Some of the model-predicted positions of the lensed images were found to differ from the observed positions by 2 to 10σ, which was also noted by More et al. (2009). These positional residuals are not as critical as in the case of MG J0751+2716, for which the offset between the observed and predicted im-ages can be up to 800σ (see Chapter 2). Therefore, the astrometric anomaly in MG B2016+112 is not completely solved by the inclusion of G1, but could be due to an extra mass component that is currently not part of the model (e.g. see Chapter 2 for discussion). More et al. (2009) also tested a model with three lensing galaxies, but found that this did not improve the model-predicted posi-tions of the lensed images. Therefore, a more complex model for the mass density distribution is needed to fully explain the image positions of MG B2016+112.
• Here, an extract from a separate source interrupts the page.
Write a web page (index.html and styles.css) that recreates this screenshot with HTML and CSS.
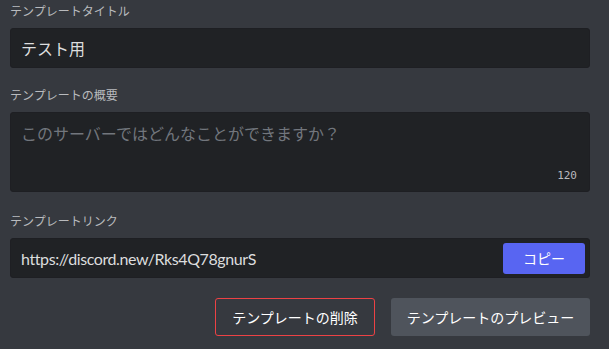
FILE: index.html
```html
<!DOCTYPE html>
<html lang="ja">
<head>
    <meta charset="UTF-8">
    <meta name="viewport" content="width=device-width, initial-scale=1.0">
    <title>テンプレート設定</title>
    <link rel="stylesheet" href="styles.css">
</head>
<body>
    <div class="container">
        <div class="form-group">
            <label for="title">テンプレートタイトル</label>
            <input type="text" id="title" value="テスト用">
        </div>

        <div class="form-group desc-group">
            <label for="desc">テンプレートの概要</label>
            <div class="textarea-wrap">
                <textarea id="desc" placeholder="このサーバーではどんなことができますか？"></textarea>
                <span class="counter">120</span>
            </div>
        </div>

        <div class="form-group">
            <label>テンプレートリンク</label>
            <div class="link-box">
                <span class="link-text">https://discord.new/Rks4Q78gnurS</span>
                <button class="btn-copy">コピー</button>
            </div>
        </div>

        <div class="actions">
            <button class="btn btn-delete">テンプレートの削除</button>
            <button class="btn btn-preview">テンプレートのプレビュー</button>
        </div>
    </div>
</body>
</html>
```

FILE: styles.css
```css
body {
    margin: 0;
    background-color: #36393f;
    font-family: "Noto Sans", "Noto Sans CJK JP", sans-serif;
}
.container {
    width: 580px;
    padding: 4px 0 0 10px;
}
.form-group {
    margin-bottom: 20px;
}
.desc-group {
    margin-bottom: 22px;
}
label {
    display: block;
    height: 16px;
    line-height: 16px;
    margin-bottom: 8px;
    font-size: 12px;
    color: #b9bbbe;
}
input, textarea {
    box-sizing: border-box;
    width: 100%;
    border: 1px solid #1e1f23;
    border-radius: 3px;
    background-color: #202225;
    color: #dcddde;
    font-family: inherit;
    font-size: 16px;
    outline: none;
}
input {
    height: 40px;
    padding: 0 10px;
}
.textarea-wrap {
    position: relative;
}
textarea {
    display: block;
    height: 80px;
    padding: 8px 10px;
    resize: none;
}
textarea::placeholder {
    color: #72767d;
}
.counter {
    position: absolute;
    right: 13px;
    bottom: 10px;
    font-family: "DejaVu Sans Mono", monospace;
    font-size: 11px;
    color: #b9bbbe;
}
.link-box {
    box-sizing: border-box;
    display: flex;
    align-items: center;
    justify-content: space-between;
    height: 40px;
    padding: 0 4px 0 10px;
    border: 1px solid #1e1f23;
    border-radius: 3px;
    background-color: #202225;
}
.link-text {
    font-family: Lato, "Noto Sans CJK JP", sans-serif;
    font-size: 16px;
    letter-spacing: -0.4px;
    color: #dcddde;
}
.btn-copy {
    width: 82px;
    height: 31px;
    border: none;
    border-radius: 3px;
    background-color: #5865f2;
    color: #fff;
    font-family: inherit;
    font-size: 14px;
}
.actions {
    display: flex;
    justify-content: flex-end;
    gap: 16px;
}
.btn {
    box-sizing: border-box;
    height: 38px;
    padding: 0;
    border-radius: 3px;
    font-family: inherit;
    font-size: 14px;
    color: #fff;
    white-space: nowrap;
}
.btn-delete {
    width: 160px;
    border: 1px solid #ed4245;
    background: transparent;
}
.btn-preview {
    width: 199px;
    border: none;
    background-color: #4f545c;
}
```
Our best model predicts the position and flux density of the counter-images of region C, at the position of region A and B, finding a flux density between 2 and 10 µJy for the image pair C11–C21, and less than 1 µJy for the image pair C12– C22. These flux densities are lower by at least a factor of two when compared to the rms noise level of our imaging data. Therefore, the non-detection of these counter images in regions A and B is consistent with our best model, but future deeper observations that detect these counter images can test the validity of the mass model.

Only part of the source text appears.